### Prompt:
Below are records; count the lines that contain "this" and give only the total.

### Material to process:
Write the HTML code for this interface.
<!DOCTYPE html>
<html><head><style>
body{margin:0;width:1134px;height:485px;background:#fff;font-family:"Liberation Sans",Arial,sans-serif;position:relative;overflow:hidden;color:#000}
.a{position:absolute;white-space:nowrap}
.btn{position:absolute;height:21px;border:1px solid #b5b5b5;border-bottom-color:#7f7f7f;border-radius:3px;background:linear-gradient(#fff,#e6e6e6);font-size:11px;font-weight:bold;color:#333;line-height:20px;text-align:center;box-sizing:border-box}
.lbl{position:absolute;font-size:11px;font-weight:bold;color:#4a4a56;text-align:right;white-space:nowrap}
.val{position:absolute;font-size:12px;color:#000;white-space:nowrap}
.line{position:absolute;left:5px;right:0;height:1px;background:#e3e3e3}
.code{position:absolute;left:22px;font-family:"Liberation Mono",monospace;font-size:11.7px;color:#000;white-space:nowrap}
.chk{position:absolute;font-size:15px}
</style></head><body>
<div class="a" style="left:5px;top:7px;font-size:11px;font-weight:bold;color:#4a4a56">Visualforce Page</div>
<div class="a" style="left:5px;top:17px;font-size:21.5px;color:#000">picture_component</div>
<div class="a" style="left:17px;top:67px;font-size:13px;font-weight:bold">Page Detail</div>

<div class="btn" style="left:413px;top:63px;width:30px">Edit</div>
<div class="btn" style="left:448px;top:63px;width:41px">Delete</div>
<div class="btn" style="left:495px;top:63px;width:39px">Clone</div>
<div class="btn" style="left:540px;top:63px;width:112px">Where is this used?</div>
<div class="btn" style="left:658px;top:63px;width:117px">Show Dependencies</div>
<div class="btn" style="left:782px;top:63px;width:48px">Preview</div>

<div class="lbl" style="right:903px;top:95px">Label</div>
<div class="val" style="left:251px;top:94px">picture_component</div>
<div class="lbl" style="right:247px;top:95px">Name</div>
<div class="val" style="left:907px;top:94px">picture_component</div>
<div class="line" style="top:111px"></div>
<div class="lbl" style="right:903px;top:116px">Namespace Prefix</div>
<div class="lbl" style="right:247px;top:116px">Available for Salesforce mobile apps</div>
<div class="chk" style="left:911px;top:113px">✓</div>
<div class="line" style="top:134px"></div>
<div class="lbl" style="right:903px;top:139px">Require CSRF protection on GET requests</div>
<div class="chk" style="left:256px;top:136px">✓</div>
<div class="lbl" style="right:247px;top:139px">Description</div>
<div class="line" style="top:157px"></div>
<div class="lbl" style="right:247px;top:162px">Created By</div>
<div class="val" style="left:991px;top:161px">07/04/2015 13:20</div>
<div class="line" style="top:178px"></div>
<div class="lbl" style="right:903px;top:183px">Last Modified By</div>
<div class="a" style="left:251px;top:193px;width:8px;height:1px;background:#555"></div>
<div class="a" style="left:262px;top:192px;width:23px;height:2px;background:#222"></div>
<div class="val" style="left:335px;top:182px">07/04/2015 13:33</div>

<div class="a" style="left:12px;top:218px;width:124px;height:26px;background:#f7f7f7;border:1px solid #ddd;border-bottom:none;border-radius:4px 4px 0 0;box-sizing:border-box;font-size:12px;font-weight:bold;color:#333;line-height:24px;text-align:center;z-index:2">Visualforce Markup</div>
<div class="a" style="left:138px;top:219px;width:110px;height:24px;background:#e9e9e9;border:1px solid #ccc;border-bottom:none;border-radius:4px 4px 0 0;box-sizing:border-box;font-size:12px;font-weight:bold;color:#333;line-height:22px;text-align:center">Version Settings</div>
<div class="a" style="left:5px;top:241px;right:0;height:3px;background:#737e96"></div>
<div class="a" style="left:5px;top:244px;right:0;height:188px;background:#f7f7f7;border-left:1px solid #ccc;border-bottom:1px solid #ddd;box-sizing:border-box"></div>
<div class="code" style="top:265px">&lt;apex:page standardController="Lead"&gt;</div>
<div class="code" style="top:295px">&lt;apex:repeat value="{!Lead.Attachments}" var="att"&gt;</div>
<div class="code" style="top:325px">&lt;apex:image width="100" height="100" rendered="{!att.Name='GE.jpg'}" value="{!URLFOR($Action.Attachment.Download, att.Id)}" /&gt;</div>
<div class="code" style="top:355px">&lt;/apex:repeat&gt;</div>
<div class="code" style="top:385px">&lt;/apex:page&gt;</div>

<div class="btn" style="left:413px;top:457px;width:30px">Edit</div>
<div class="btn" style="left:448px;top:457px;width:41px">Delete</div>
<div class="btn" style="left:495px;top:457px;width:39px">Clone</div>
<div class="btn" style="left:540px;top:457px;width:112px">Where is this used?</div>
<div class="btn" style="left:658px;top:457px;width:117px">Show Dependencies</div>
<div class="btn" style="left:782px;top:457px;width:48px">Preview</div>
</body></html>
==
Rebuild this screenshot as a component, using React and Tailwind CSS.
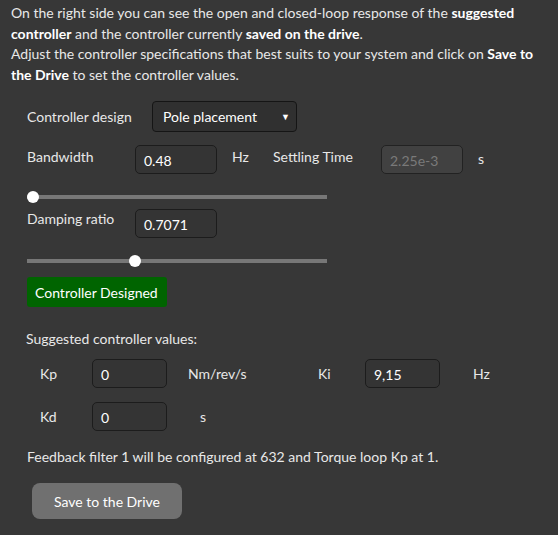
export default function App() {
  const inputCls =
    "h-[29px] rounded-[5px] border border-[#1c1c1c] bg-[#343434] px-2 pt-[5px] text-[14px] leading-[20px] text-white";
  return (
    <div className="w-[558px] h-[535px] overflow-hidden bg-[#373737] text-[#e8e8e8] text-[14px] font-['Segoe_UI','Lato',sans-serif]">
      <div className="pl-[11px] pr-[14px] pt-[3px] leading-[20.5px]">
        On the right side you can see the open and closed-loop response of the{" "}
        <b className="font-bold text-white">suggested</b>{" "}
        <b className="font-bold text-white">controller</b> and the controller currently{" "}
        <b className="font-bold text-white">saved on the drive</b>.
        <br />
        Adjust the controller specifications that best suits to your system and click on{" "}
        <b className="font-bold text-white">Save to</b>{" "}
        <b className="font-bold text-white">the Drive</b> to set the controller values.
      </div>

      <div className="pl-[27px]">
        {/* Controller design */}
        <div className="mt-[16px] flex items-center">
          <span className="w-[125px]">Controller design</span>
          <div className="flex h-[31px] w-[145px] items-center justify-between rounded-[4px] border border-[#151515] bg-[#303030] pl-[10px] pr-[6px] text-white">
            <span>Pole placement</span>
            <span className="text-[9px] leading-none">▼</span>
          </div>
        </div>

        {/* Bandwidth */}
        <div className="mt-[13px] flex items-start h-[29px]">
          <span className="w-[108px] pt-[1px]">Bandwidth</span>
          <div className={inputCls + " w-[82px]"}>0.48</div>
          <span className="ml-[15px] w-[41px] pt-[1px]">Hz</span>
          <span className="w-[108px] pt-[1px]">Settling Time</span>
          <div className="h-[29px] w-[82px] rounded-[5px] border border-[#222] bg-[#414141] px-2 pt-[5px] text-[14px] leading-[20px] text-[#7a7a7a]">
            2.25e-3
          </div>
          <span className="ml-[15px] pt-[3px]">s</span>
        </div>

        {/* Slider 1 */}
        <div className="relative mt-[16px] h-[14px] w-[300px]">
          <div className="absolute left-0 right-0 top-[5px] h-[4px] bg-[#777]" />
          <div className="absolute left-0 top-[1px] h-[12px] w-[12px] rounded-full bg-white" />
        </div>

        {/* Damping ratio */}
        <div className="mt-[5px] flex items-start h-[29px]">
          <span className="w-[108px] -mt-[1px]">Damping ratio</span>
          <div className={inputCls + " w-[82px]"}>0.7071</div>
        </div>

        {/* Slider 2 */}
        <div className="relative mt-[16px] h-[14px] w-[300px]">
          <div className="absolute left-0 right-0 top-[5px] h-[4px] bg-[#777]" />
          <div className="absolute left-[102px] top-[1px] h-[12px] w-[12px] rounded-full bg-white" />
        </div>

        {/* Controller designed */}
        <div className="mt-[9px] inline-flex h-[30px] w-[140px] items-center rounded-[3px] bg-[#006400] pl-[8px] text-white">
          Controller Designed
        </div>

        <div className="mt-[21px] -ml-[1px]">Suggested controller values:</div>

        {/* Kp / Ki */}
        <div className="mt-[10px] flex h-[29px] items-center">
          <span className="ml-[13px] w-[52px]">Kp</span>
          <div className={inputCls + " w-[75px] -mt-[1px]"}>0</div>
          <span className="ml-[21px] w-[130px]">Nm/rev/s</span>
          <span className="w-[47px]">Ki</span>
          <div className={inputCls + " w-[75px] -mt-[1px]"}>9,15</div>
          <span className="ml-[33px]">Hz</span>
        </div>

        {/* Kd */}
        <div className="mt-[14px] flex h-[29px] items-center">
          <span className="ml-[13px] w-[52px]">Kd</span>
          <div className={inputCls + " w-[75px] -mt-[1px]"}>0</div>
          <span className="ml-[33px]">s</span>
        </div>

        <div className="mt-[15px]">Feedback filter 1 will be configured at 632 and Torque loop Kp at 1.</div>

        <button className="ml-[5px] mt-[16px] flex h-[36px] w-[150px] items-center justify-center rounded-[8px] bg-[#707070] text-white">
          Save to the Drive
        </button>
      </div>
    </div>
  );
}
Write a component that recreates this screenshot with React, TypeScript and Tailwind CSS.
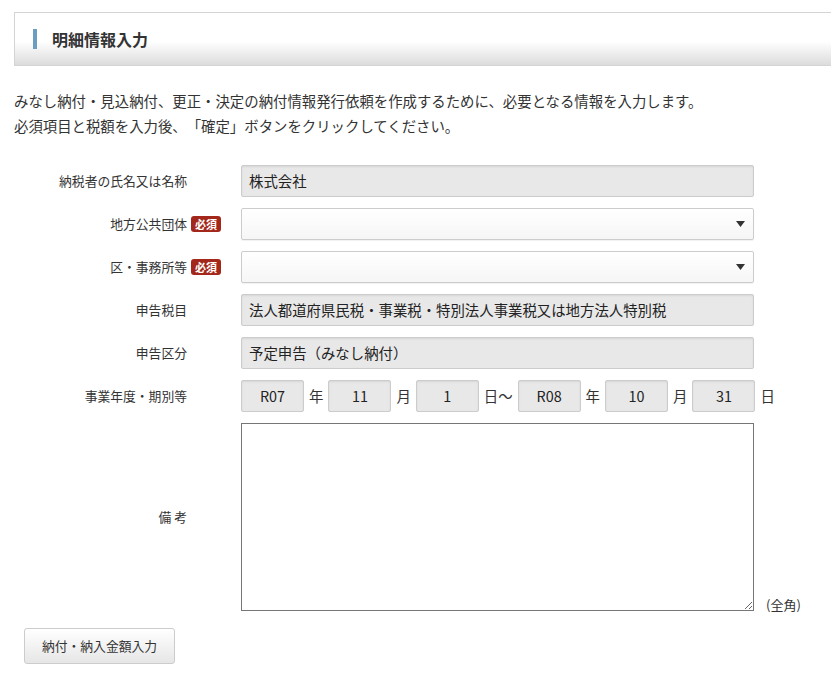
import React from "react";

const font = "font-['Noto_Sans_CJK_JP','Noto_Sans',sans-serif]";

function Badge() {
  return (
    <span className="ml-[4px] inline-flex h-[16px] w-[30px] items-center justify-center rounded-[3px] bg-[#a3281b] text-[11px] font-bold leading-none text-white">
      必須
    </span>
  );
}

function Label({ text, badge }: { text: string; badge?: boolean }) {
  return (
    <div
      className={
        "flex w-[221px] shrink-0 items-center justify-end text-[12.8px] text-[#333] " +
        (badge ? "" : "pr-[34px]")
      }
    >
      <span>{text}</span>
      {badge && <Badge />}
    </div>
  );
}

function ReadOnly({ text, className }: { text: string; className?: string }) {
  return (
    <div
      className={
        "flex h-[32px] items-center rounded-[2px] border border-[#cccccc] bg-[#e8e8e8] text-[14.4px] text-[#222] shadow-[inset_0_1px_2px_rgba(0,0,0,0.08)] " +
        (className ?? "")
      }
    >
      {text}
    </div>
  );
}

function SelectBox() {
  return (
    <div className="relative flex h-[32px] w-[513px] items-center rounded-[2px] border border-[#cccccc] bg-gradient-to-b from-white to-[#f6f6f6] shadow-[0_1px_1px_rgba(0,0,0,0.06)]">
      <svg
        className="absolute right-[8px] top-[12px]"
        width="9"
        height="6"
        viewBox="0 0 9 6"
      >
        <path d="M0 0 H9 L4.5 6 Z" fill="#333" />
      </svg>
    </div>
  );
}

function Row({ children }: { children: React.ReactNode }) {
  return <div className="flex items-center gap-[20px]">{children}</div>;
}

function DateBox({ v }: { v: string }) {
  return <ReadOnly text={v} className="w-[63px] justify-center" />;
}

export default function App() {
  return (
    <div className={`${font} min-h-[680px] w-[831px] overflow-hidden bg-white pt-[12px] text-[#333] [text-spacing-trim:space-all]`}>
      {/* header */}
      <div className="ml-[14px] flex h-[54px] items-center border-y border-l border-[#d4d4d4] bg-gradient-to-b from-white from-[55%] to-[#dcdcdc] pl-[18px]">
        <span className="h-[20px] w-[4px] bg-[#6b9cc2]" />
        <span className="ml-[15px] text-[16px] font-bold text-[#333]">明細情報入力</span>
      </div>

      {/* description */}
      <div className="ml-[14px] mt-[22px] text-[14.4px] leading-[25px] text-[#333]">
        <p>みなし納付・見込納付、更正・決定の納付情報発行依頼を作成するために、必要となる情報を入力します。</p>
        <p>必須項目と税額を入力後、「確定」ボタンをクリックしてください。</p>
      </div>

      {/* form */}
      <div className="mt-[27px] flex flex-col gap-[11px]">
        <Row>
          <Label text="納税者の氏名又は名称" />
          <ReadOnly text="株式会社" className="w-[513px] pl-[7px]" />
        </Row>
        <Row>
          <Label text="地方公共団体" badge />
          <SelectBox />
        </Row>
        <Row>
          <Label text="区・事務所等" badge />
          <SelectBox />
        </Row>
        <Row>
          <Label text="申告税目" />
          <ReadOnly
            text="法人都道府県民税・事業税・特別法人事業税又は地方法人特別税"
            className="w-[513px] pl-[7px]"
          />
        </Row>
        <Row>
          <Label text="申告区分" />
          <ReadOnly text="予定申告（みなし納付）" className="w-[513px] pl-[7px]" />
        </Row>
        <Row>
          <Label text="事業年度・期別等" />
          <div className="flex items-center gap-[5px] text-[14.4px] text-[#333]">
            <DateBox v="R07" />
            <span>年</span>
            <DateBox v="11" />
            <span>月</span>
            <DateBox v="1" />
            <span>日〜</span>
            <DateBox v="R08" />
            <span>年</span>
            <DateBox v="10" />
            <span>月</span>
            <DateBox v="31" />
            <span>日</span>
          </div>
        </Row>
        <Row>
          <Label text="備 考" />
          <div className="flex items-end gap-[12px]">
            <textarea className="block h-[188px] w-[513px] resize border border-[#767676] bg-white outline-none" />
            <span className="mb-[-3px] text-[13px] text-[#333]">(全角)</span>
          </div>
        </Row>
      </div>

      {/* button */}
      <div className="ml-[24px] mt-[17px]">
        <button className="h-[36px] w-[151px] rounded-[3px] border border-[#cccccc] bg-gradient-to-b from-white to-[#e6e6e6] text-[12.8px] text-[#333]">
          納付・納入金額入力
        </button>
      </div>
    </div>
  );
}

### Finished answer:
5